Byline: Raymond J. Keating, SPECIAL TO THE WASHINGTON TIMES

Politicians care. How do we know this? Because they constantly remind us. Politicians care about the children, quality health care for everybody, and the environment. In addition, when it comes to the economy, politicians care about the small business community. Unfortunately, some elected officials have funny ways of expressing their love.

Should federal, state and local officials care about small business? Absolutely. Small business is the backbone of the U.S. economy. There has been a lot of talk lately about lackluster or nonexistent job creation. Consider that businesses with fewer than 500 employees account for 99.7 percent of all employers, and they employ more than half the private-sector work force, while creating between 60 percent and 80 percent of all new net jobs, according to U.S. Small Business Administration's Office of Advocacy.

So, what's the best way for politicians to express their appreciation for small business? Of course, many want to provide government handouts, such as through subsidies or government-backed loans. However, this isn't such a hot idea. Politicians and government bureaucrats don't operate under the proper incentives to be playing venture capitalist. Besides, why should taxpayer dollars be used or placed at risk to help certain businesses, especially since some of those tax dollars come from other businesses?

No, the best thing politicians can do for the entrepreneurial sector of the economy is to establish a hospitable climate in which all kinds of businesses are able to start up and hopefully flourish. At the federal level, we've seen some positive developments recently for entrepreneurs and small businesses, namely, the tax cuts passed by Congress and signed by President George W. Bush.
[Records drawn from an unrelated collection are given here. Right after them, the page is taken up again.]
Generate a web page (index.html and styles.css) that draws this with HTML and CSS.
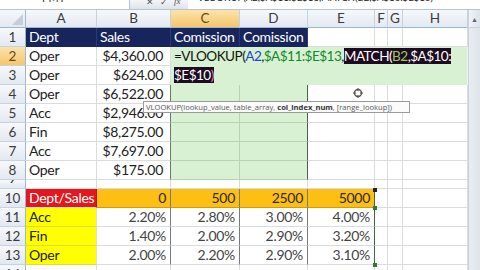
FILE: index.html
```html
<!DOCTYPE html>
<html lang="en">
   <head>
      <meta charset="UTF-8">
      <title>Comission lookup</title>
      <link rel="stylesheet" href="styles.css">
   </head>
   <body>
      <div class="fbar">
         <div class="namebox"><span>PMT</span></div>
         <div class="fbtns"><span>✕</span><span>✓</span><span class="fx">fx</span></div>
         <div class="ftext"><span>=VLOOKUP(A2,$A$11:$E$13,MATCH(B2,$A$10:$E$10)</span></div>
      </div>
      <div class="main">
         <div class="sheet">
            <div class="row hdr">
               <div class="c corner"><svg width="12" height="12" viewBox="0 0 12 12"><polygon points="12,1 12,12 1,12" fill="#c5cdd8"/></svg></div>
               <div class="c ch">A</div>
               <div class="c ch">B</div>
               <div class="c ch sel">C</div>
               <div class="c ch">D</div>
               <div class="c ch">E</div>
               <div class="c ch">F</div>
               <div class="c ch">G</div>
               <div class="c ch">H</div>
            </div>
            <div class="row">
               <div class="c rh">1</div>
               <div class="c navy">Dept</div>
               <div class="c navy">Sales</div>
               <div class="c navy">Comission</div>
               <div class="c navy">Comission</div>
               <div class="c"></div><div class="c"></div><div class="c"></div><div class="c"></div>
            </div>
            <div class="row">
               <div class="c rh sel">2</div>
               <div class="c">Oper</div>
               <div class="c num">$4,360.00</div>
               <div class="c green"></div><div class="c green"></div>
               <div class="c"></div><div class="c"></div><div class="c"></div><div class="c"></div>
            </div>
            <div class="row">
               <div class="c rh">3</div>
               <div class="c">Oper</div>
               <div class="c num">$624.00</div>
               <div class="c green"></div><div class="c green"></div>
               <div class="c"></div><div class="c"></div><div class="c"></div><div class="c"></div>
            </div>
            <div class="row">
               <div class="c rh">4</div>
               <div class="c">Oper</div>
               <div class="c num">$6,522.00</div>
               <div class="c green gl"></div><div class="c green gr"></div>
               <div class="c"></div><div class="c"></div><div class="c"></div><div class="c"></div>
            </div>
            <div class="row">
               <div class="c rh">5</div>
               <div class="c">Acc</div>
               <div class="c num">$2,946.00</div>
               <div class="c green gl"></div><div class="c green gr"></div>
               <div class="c"></div><div class="c"></div><div class="c"></div><div class="c"></div>
            </div>
            <div class="row">
               <div class="c rh">6</div>
               <div class="c">Fin</div>
               <div class="c num">$8,275.00</div>
               <div class="c green gl"></div><div class="c green gr"></div>
               <div class="c"></div><div class="c"></div><div class="c"></div><div class="c"></div>
            </div>
            <div class="row">
               <div class="c rh">7</div>
               <div class="c">Acc</div>
               <div class="c num">$7,697.00</div>
               <div class="c green gl"></div><div class="c green gr"></div>
               <div class="c"></div><div class="c"></div><div class="c"></div><div class="c"></div>
            </div>
            <div class="row">
               <div class="c rh">8</div>
               <div class="c">Oper</div>
               <div class="c num">$175.00</div>
               <div class="c green gl"></div><div class="c green gr"></div>
               <div class="c"></div><div class="c"></div><div class="c"></div><div class="c"></div>
            </div>
            <div class="row short">
               <div class="c rh"><span class="clip9">9</span></div>
               <div class="c"></div><div class="c"></div><div class="c"></div><div class="c"></div>
               <div class="c"></div><div class="c"></div><div class="c"></div><div class="c"></div>
            </div>
            <div class="row">
               <div class="c rh">10</div>
               <div class="c red">Dept/Sales</div>
               <div class="c orange num2 tb">0</div>
               <div class="c orange num2 tb">500</div>
               <div class="c orange num2 tb">2500</div>
               <div class="c orange num2 tb edge">5000</div>
               <div class="c"></div><div class="c"></div><div class="c"></div>
            </div>
            <div class="row">
               <div class="c rh">11</div>
               <div class="c yellow">Acc</div>
               <div class="c pct tb">2.20%</div>
               <div class="c pct tb">2.80%</div>
               <div class="c pct tb">3.00%</div>
               <div class="c pct tb edge">4.00%</div>
               <div class="c"></div><div class="c"></div><div class="c"></div>
            </div>
            <div class="row">
               <div class="c rh">12</div>
               <div class="c yellow">Fin</div>
               <div class="c pct tb">1.40%</div>
               <div class="c pct tb">2.00%</div>
               <div class="c pct tb">2.90%</div>
               <div class="c pct tb edge">3.20%</div>
               <div class="c"></div><div class="c"></div><div class="c"></div>
            </div>
            <div class="row">
               <div class="c rh">13</div>
               <div class="c yellow">Oper</div>
               <div class="c pct tb">2.00%</div>
               <div class="c pct tb">2.20%</div>
               <div class="c pct tb">2.90%</div>
               <div class="c pct tb edge">3.10%</div>
               <div class="c"></div><div class="c"></div><div class="c"></div>
            </div>
            <div class="row">
               <div class="c rh">14</div>
               <div class="c"></div><div class="c"></div><div class="c"></div><div class="c"></div>
               <div class="c"></div><div class="c"></div><div class="c"></div><div class="c"></div>
            </div>

            <!-- cell in edit mode, spills over C2:H3 -->
            <div class="editbox">=VLOOKUP(<span class="ref-a">A2</span>,<span class="ref-b">$A$11:$E$13</span>,<span class="hl">MATCH(<span class="ref-c">B2</span>,$A$10:</span><br><span class="hl">$E$10<span class="par">)</span></span></div>
            <div class="tip">VLOOKUP(lookup_value, table_array, <b>col_index_num</b>, [range_lookup])</div>
            <svg class="cursor" width="10" height="10" viewBox="0 0 10 10"><circle cx="5" cy="5" r="3.5" fill="none" stroke="#555" stroke-width="1.4"/><path d="M5 0v3M5 7v3M0 5h3M7 5h3" stroke="#555" stroke-width="1"/></svg>
            <div class="handle h1"></div>
            <div class="handle h2"></div>
            <div class="handle h3"></div>
         </div>
         <div class="vscroll">
            <div class="sarrow">▲</div>
         </div>
      </div>
   </body>
</html>
```

FILE: styles.css
```css
* {
box-sizing: border-box;
}
body {
margin: 0;
width: 480px;
height: 270px;
overflow: hidden;
background: #fff;
font-family: Lato, "Open Sans", sans-serif;
color: #222;
}
.fbar {
height: 10px;
display: flex;
overflow: hidden;
border-bottom: 1px solid #b6c3d4;
}
.namebox {
width: 130px;
padding-left: 42px;
font-size: 11px;
color: #333;
border-right: 1px solid #b6c3d4;
}
.namebox span,
.ftext span {
display: block;
margin-top: -9px;
line-height: 14px;
}
.fbtns {
width: 58px;
display: flex;
gap: 6px;
padding-left: 16px;
background: linear-gradient(#f3f5f8, #dfe4ea);
font-size: 9px;
color: #555;
line-height: 3px;
overflow: hidden;
}
.fbtns .fx {
font-style: italic;
font-family: "Liberation Serif", serif;
}
.ftext {
flex: 1;
padding-left: 4px;
font-size: 9.6px;
color: #222;
white-space: nowrap;
}
.main {
display: flex;
height: 260px;
}
.sheet {
position: relative;
width: 468px;
overflow: hidden;
}
.row {
display: grid;
grid-template-columns: 26px 71px 74px 69px 68px 67px 13px 15px 65px;
height: 19px;
}
.row.hdr {
height: 18px;
}
.row.short {
height: 9px;
}
.c {
border-right: 1px solid #dadcde;
border-bottom: 1px solid #dadcde;
padding: 0 3px;
font-size: 14px;
letter-spacing: -0.3px;
line-height: 18px;
white-space: nowrap;
overflow: hidden;
}
.ch,
.rh {
padding: 0;
text-align: center;
color: #3b3b3b;
font-size: 13.5px;
letter-spacing: 0;
background: linear-gradient(#f6f8fb, #e3e9f1);
}
.ch {
border-right: 1px solid #c8d2df;
border-bottom: 1px solid #9eb6ce;
line-height: 17px;
}
.rh {
border-right: 1px solid #9eb6ce;
border-bottom: 1px solid #c8d2df;
}
.corner {
display: flex;
align-items: flex-end;
justify-content: flex-end;
padding: 0 2px 2px 0;
background: linear-gradient(#f6f8fb, #e3e9f1);
border-right: 1px solid #9eb6ce;
border-bottom: 1px solid #9eb6ce;
}
.sel {
background: linear-gradient(#fbe3ad, #f6c66b);
color: #6b4a12;
}
.clip9 {
display: block;
margin-top: -11px;
}
.navy {
background: #17255c;
color: #fff;
border-right-color: #2a3a74;
border-bottom-color: #17255c;
}
.num {
text-align: right;
padding-right: 7px;
}
.num2,
.pct {
text-align: right;
padding-right: 4px;
}
.pct {
color: #444;
}
.green {
background: #d8f1d2;
border-bottom-color: #b9d2b4;
border-right-color: #b9d2b4;
}
.gl {
border-left: 1px solid #6b7b6b;
margin-left: -1px;
}
.gr {
border-right-color: #4f5f4f;
}
.red {
background: #e3171d;
color: #fff;
border-right-color: #b0141a;
}
.orange {
background: #fdbf14;
color: #2a2a2a;
border-bottom-color: #d59c00;
}
.yellow {
background: #ffff00;
color: #222;
border-bottom-color: #dede30;
}
.tb {
border-right-color: #7a7a7a;
}
.edge {
border-right-color: #3e6b3e;
}
.editbox {
position: absolute;
left: 171px;
top: 37px;
width: 297px;
height: 38px;
background: #d8f1d2;
border-right: 1px solid #eef6ec;
padding: 0 0 0 3px;
font-size: 13.6px;
letter-spacing: -0.55px;
line-height: 19px;
color: #111;
white-space: nowrap;
overflow: hidden;
}
.ref-a {
color: #1d48c8;
}
.ref-b {
color: #118a2e;
}
.hl {
background: #1d0b20;
color: #fff;
}
.ref-c {
color: #9cc46a;
}
.par {
color: #d28ad0;
}
.tip {
position: absolute;
left: 143px;
top: 91px;
width: 267px;
height: 12px;
background: #fbfbfb;
border: 1px solid #9a9a9a;
padding: 0 2px;
font-family: "Open Sans", sans-serif;
font-size: 7.6px;
line-height: 10px;
color: #5a5a5a;
white-space: nowrap;
overflow: hidden;
}
.tip b {
color: #333;
}
.cursor {
position: absolute;
left: 353px;
top: 78px;
}
.handle {
position: absolute;
width: 4px;
height: 4px;
left: 373px;
}
.h1 {
top: 178px;
background: #222;
}
.h2 {
top: 196px;
background: #2f7a2f;
}
.h3 {
top: 253px;
background: #2f7a2f;
}
.vscroll {
width: 12px;
background: linear-gradient(90deg, #e9edf2, #dfe4ea);
border-left: 1px solid #c9d1dc;
}
.sarrow {
height: 18px;
font-size: 7px;
line-height: 18px;
text-align: center;
color: #56657a;
background: linear-gradient(90deg, #f1f4f8, #dde3ea);
border-bottom: 1px solid #c9d1dc;
}
```
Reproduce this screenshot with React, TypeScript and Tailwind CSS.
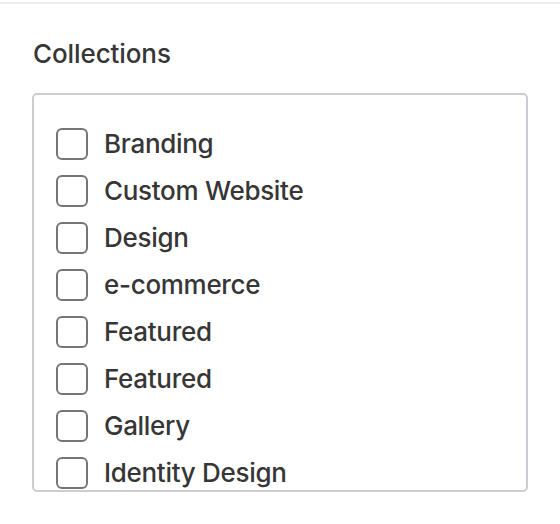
import React from "react";

const collections = [
  "Branding",
  "Custom Website",
  "Design",
  "e-commerce",
  "Featured",
  "Featured",
  "Gallery",
  "Identity Design",
];

function CollectionRow({ label }: { label: string }) {
  return (
    <label className="flex h-[32px] flex-shrink-0 items-center gap-[16px]">
      {/* Unchecked box */}
      <span className="h-[32px] w-[32px] flex-shrink-0 rounded-[6px] border-2 border-[#757575] bg-white" />
      <span className="text-[26px] font-[450] leading-[32px] tracking-[-0.3px] text-[#363636]">
        {label}
      </span>
    </label>
  );
}

export default function App() {
  return (
    <div
      className="h-[524px] w-full bg-white"
      style={{ fontFamily: "Inter, 'Noto Sans', 'Liberation Sans', sans-serif" }}
    >
      <div className="mt-[2px] border-t-2 border-[#ededf1] px-[32px] pt-[34px]">
        {/* Panel heading */}
        <h2 className="pl-[1px] text-[26px] font-[450] leading-[32px] tracking-[-0.1px] text-[#363636]">
          Collections
        </h2>

        {/* Scrollable checklist */}
        <div className="mt-[23px] h-[399px] w-[496px] overflow-hidden rounded-[5px] border-2 border-[#cbcdd1]">
          <div className="flex flex-col gap-[15px] pl-[22px] pt-[33px]">
            {collections.map((name, i) => (
              <CollectionRow key={i} label={name} />
            ))}
          </div>
        </div>
      </div>
    </div>
  );
}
The key measures were reductions in the personal income tax and the capital gains tax. The top personal income tax rate has been cut to 35 percent (from a recent high of 39.6 percent), and the capital gains tax rate declined from 20 percent to 15 percent. These tax cuts are helping the economy by boosting incentives for working, investing and risk-taking.

Of course, there are still problems when it comes to the federal government. For example, the regulatory burden remains quite daunting, and huge spending increases in recent years divert resources from the private sector and raise the specter of higher taxes down the road.

What about the states? Are policies helping or hindering small business? In the "Small Business Survival Index 2003," published by the Small Business Survival Committee each year, I attempt to provide some answers.

The report ties together 21 different government-imposed or government-related costs into one index. Among the costs included are personal income, capital gains and corporate income taxes, property taxes, electricity costs, health care and workers' compensation costs, and crime rates. …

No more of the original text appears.